• _THE TASK_
Without including the pictures, copy out every line below.

━━━━━ DATA EXTRACT ━━━━━

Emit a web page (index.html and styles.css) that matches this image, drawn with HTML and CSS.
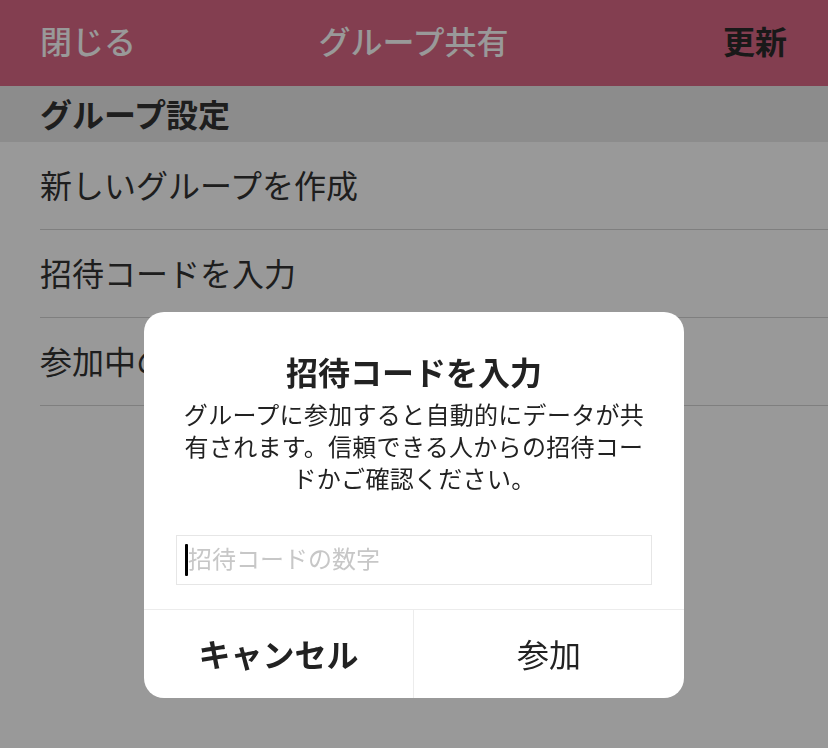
FILE: index.html
```html
<!DOCTYPE html>
<html lang="ja">
<head>
    <meta charset="UTF-8">
    <meta name="viewport" content="width=device-width, initial-scale=1.0">
    <title>グループ共有</title>
    <link rel="stylesheet" href="styles.css">
</head>
<body>
    <header class="nav">
        <span class="nav-close">閉じる</span>
        <span class="nav-title">グループ共有</span>
        <span class="nav-refresh">更新</span>
    </header>

    <div class="section-header">グループ設定</div>
    <ul class="menu">
        <li class="menu-item">新しいグループを作成</li>
        <li class="menu-item">招待コードを入力</li>
        <li class="menu-item">参加中のグループ</li>
    </ul>

    <div class="overlay">
        <div class="alert">
            <h2 class="alert-title">招待コードを入力</h2>
            <p class="alert-message">グループに参加すると自動的にデータが共有されます。信頼できる人からの招待コードかご確認ください。</p>
            <div class="alert-input">
                <span class="caret"></span>
                <span class="placeholder">招待コードの数字</span>
            </div>
            <div class="alert-actions">
                <button class="alert-btn cancel">キャンセル</button>
                <button class="alert-btn">参加</button>
            </div>
        </div>
    </div>
</body>
</html>
```

FILE: styles.css
```css
body {
    font-family: "Noto Sans CJK JP", "Noto Sans", sans-serif;
    margin: 0;
    padding: 0;
    height: 100vh;
    background: #fff;
    color: #333;
    overflow: hidden;
}

.nav {
    height: 86px;
    box-sizing: border-box;
    background: #da6885;
    display: grid;
    grid-template-columns: 1fr auto 1fr;
    align-items: center;
    padding: 0 41px 6px 40px;
    font-size: 32px;
    color: #fff;
}

.nav-close {
    font-weight: 500;
}

.nav-title {
    font-weight: 500;
}

.nav-refresh {
    justify-self: end;
    font-weight: bold;
    color: #2a2a2a;
}

.section-header {
    height: 56px;
    line-height: 54px;
    box-sizing: border-box;
    background: #e9e9e9;
    padding-left: 40px;
    font-size: 32px;
    font-weight: bold;
}

.menu {
    list-style: none;
    margin: 0;
    padding: 0 0 0 40px;
}

.menu-item {
    height: 87px;
    line-height: 85px;
    border-bottom: 1px solid #d4d4d4;
    font-size: 32px;
}

.overlay {
    position: fixed;
    inset: 0;
    background: rgba(0, 0, 0, 0.4);
    display: flex;
    justify-content: center;
    align-items: flex-start;
    padding-top: 312px;
}

.alert {
    width: 540px;
    background: #fff;
    border-radius: 20px;
    overflow: hidden;
    text-align: center;
    color: #222;
}

.alert-title {
    margin: 38px 0 0;
    font-size: 32px;
    line-height: 43px;
    font-weight: bold;
}

.alert-message {
    margin: 5px 36px 0;
    font-size: 24px;
    line-height: 32px;
    letter-spacing: 0.3px;
    line-break: strict;
}

.alert-input {
    margin: 41px 32px 0;
    height: 48px;
    border: 1px solid #e6e6e6;
    display: flex;
    align-items: center;
    padding-left: 8px;
    text-align: left;
}

.caret {
    width: 3px;
    height: 32px;
    background: #000;
    border-radius: 1px;
}

.placeholder {
    font-size: 24px;
    line-height: 28px;
    padding-bottom: 4px;
    color: #c7c7c7;
}

.alert-actions {
    margin-top: 24px;
    display: grid;
    grid-template-columns: 1fr 1fr;
    border-top: 1px solid #ececec;
}

.alert-btn {
    height: 88px;
    border: none;
    background: transparent;
    font-family: inherit;
    font-size: 32px;
    color: #222;
    padding: 0 0 2px;
}

.alert-btn.cancel {
    font-weight: bold;
    border-right: 1px solid #ececec;
}
```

━━━━━

• _PROBLEM SOLUTION_
Emit a web page (index.html and styles.css) that matches this image, drawn with HTML and CSS.
FILE: index.html
```html
<!DOCTYPE html>
<html lang="ja">
<head>
    <meta charset="UTF-8">
    <meta name="viewport" content="width=device-width, initial-scale=1.0">
    <title>グループ共有</title>
    <link rel="stylesheet" href="styles.css">
</head>
<body>
    <header class="nav">
        <span class="nav-close">閉じる</span>
        <span class="nav-title">グループ共有</span>
        <span class="nav-refresh">更新</span>
    </header>

    <div class="section-header">グループ設定</div>
    <ul class="menu">
        <li class="menu-item">新しいグループを作成</li>
        <li class="menu-item">招待コードを入力</li>
        <li class="menu-item">参加中のグループ</li>
    </ul>

    <div class="overlay">
        <div class="alert">
            <h2 class="alert-title">招待コードを入力</h2>
            <p class="alert-message">グループに参加すると自動的にデータが共有されます。信頼できる人からの招待コードかご確認ください。</p>
            <div class="alert-input">
                <span class="caret"></span>
                <span class="placeholder">招待コードの数字</span>
            </div>
            <div class="alert-actions">
                <button class="alert-btn cancel">キャンセル</button>
                <button class="alert-btn">参加</button>
            </div>
        </div>
    </div>
</body>
</html>
```

FILE: styles.css
```css
body {
    font-family: "Noto Sans CJK JP", "Noto Sans", sans-serif;
    margin: 0;
    padding: 0;
    height: 100vh;
    background: #fff;
    color: #333;
    overflow: hidden;
}

.nav {
    height: 86px;
    box-sizing: border-box;
    background: #da6885;
    display: grid;
    grid-template-columns: 1fr auto 1fr;
    align-items: center;
    padding: 0 41px 6px 40px;
    font-size: 32px;
    color: #fff;
}

.nav-close {
    font-weight: 500;
}

.nav-title {
    font-weight: 500;
}

.nav-refresh {
    justify-self: end;
    font-weight: bold;
    color: #2a2a2a;
}

.section-header {
    height: 56px;
    line-height: 54px;
    box-sizing: border-box;
    background: #e9e9e9;
    padding-left: 40px;
    font-size: 32px;
    font-weight: bold;
}

.menu {
    list-style: none;
    margin: 0;
    padding: 0 0 0 40px;
}

.menu-item {
    height: 87px;
    line-height: 85px;
    border-bottom: 1px solid #d4d4d4;
    font-size: 32px;
}

.overlay {
    position: fixed;
    inset: 0;
    background: rgba(0, 0, 0, 0.4);
    display: flex;
    justify-content: center;
    align-items: flex-start;
    padding-top: 312px;
}

.alert {
    width: 540px;
    background: #fff;
    border-radius: 20px;
    overflow: hidden;
    text-align: center;
    color: #222;
}

.alert-title {
    margin: 38px 0 0;
    font-size: 32px;
    line-height: 43px;
    font-weight: bold;
}

.alert-message {
    margin: 5px 36px 0;
    font-size: 24px;
    line-height: 32px;
    letter-spacing: 0.3px;
    line-break: strict;
}

.alert-input {
    margin: 41px 32px 0;
    height: 48px;
    border: 1px solid #e6e6e6;
    display: flex;
    align-items: center;
    padding-left: 8px;
    text-align: left;
}

.caret {
    width: 3px;
    height: 32px;
    background: #000;
    border-radius: 1px;
}

.placeholder {
    font-size: 24px;
    line-height: 28px;
    padding-bottom: 4px;
    color: #c7c7c7;
}

.alert-actions {
    margin-top: 24px;
    display: grid;
    grid-template-columns: 1fr 1fr;
    border-top: 1px solid #ececec;
}

.alert-btn {
    height: 88px;
    border: none;
    background: transparent;
    font-family: inherit;
    font-size: 32px;
    color: #222;
    padding: 0 0 2px;
}

.alert-btn.cancel {
    font-weight: bold;
    border-right: 1px solid #ececec;
}
```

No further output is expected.